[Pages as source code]
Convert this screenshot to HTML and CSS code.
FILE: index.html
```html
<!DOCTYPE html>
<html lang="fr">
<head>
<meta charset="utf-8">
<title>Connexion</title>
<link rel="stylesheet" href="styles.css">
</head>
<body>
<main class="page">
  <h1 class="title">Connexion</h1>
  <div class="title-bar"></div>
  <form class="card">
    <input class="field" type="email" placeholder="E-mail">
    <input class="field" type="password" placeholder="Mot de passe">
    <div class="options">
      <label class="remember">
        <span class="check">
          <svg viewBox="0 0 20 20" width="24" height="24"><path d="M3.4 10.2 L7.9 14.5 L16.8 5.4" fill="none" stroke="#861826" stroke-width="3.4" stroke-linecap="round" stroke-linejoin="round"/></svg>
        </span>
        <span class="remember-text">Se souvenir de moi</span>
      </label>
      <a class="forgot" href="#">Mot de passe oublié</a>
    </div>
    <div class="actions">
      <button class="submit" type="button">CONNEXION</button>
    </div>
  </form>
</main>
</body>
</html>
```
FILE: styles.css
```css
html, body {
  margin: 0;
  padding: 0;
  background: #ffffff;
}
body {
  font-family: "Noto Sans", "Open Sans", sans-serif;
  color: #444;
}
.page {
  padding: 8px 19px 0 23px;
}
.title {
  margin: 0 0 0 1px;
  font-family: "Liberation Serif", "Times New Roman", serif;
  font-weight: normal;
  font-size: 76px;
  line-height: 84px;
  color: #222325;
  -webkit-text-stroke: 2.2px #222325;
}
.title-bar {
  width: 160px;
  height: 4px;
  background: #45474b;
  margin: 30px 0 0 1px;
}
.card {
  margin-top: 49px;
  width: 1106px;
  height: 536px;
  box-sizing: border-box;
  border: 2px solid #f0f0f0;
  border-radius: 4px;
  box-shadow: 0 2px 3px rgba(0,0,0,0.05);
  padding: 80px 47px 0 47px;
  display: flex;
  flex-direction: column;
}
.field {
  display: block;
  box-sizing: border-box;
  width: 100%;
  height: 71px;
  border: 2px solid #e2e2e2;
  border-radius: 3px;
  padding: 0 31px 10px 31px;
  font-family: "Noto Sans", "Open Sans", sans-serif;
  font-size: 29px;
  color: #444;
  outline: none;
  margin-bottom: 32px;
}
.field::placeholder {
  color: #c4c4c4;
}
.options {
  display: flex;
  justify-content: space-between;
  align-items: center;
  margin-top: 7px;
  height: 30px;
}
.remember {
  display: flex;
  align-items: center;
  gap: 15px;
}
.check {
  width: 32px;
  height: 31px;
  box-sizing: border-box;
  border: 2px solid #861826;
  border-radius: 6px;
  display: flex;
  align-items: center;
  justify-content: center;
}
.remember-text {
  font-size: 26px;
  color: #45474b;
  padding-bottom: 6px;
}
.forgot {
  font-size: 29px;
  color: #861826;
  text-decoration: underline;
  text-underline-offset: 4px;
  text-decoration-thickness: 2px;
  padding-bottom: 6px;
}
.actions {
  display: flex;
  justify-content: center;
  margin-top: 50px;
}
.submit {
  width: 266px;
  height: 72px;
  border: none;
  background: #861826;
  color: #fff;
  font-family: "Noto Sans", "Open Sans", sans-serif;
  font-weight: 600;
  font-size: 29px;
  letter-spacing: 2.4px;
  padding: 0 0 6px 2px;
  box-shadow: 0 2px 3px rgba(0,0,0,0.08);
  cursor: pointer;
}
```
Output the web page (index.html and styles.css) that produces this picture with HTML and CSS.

WRITTEN EXERCISE: Transcribe all of the entries without altering anything.

FINAL RESULT:
Convert this screenshot to HTML and CSS code.
FILE: index.html
```html
<!DOCTYPE html>
<html lang="fr">
<head>
<meta charset="utf-8">
<title>Connexion</title>
<link rel="stylesheet" href="styles.css">
</head>
<body>
<main class="page">
  <h1 class="title">Connexion</h1>
  <div class="title-bar"></div>
  <form class="card">
    <input class="field" type="email" placeholder="E-mail">
    <input class="field" type="password" placeholder="Mot de passe">
    <div class="options">
      <label class="remember">
        <span class="check">
          <svg viewBox="0 0 20 20" width="24" height="24"><path d="M3.4 10.2 L7.9 14.5 L16.8 5.4" fill="none" stroke="#861826" stroke-width="3.4" stroke-linecap="round" stroke-linejoin="round"/></svg>
        </span>
        <span class="remember-text">Se souvenir de moi</span>
      </label>
      <a class="forgot" href="#">Mot de passe oublié</a>
    </div>
    <div class="actions">
      <button class="submit" type="button">CONNEXION</button>
    </div>
  </form>
</main>
</body>
</html>
```
FILE: styles.css
```css
html, body {
  margin: 0;
  padding: 0;
  background: #ffffff;
}
body {
  font-family: "Noto Sans", "Open Sans", sans-serif;
  color: #444;
}
.page {
  padding: 8px 19px 0 23px;
}
.title {
  margin: 0 0 0 1px;
  font-family: "Liberation Serif", "Times New Roman", serif;
  font-weight: normal;
  font-size: 76px;
  line-height: 84px;
  color: #222325;
  -webkit-text-stroke: 2.2px #222325;
}
.title-bar {
  width: 160px;
  height: 4px;
  background: #45474b;
  margin: 30px 0 0 1px;
}
.card {
  margin-top: 49px;
  width: 1106px;
  height: 536px;
  box-sizing: border-box;
  border: 2px solid #f0f0f0;
  border-radius: 4px;
  box-shadow: 0 2px 3px rgba(0,0,0,0.05);
  padding: 80px 47px 0 47px;
  display: flex;
  flex-direction: column;
}
.field {
  display: block;
  box-sizing: border-box;
  width: 100%;
  height: 71px;
  border: 2px solid #e2e2e2;
  border-radius: 3px;
  padding: 0 31px 10px 31px;
  font-family: "Noto Sans", "Open Sans", sans-serif;
  font-size: 29px;
  color: #444;
  outline: none;
  margin-bottom: 32px;
}
.field::placeholder {
  color: #c4c4c4;
}
.options {
  display: flex;
  justify-content: space-between;
  align-items: center;
  margin-top: 7px;
  height: 30px;
}
.remember {
  display: flex;
  align-items: center;
  gap: 15px;
}
.check {
  width: 32px;
  height: 31px;
  box-sizing: border-box;
  border: 2px solid #861826;
  border-radius: 6px;
  display: flex;
  align-items: center;
  justify-content: center;
}
.remember-text {
  font-size: 26px;
  color: #45474b;
  padding-bottom: 6px;
}
.forgot {
  font-size: 29px;
  color: #861826;
  text-decoration: underline;
  text-underline-offset: 4px;
  text-decoration-thickness: 2px;
  padding-bottom: 6px;
}
.actions {
  display: flex;
  justify-content: center;
  margin-top: 50px;
}
.submit {
  width: 266px;
  height: 72px;
  border: none;
  background: #861826;
  color: #fff;
  font-family: "Noto Sans", "Open Sans", sans-serif;
  font-weight: 600;
  font-size: 29px;
  letter-spacing: 2.4px;
  padding: 0 0 6px 2px;
  box-shadow: 0 2px 3px rgba(0,0,0,0.08);
  cursor: pointer;
}
```
Output the web page (index.html and styles.css) that produces this picture with HTML and CSS.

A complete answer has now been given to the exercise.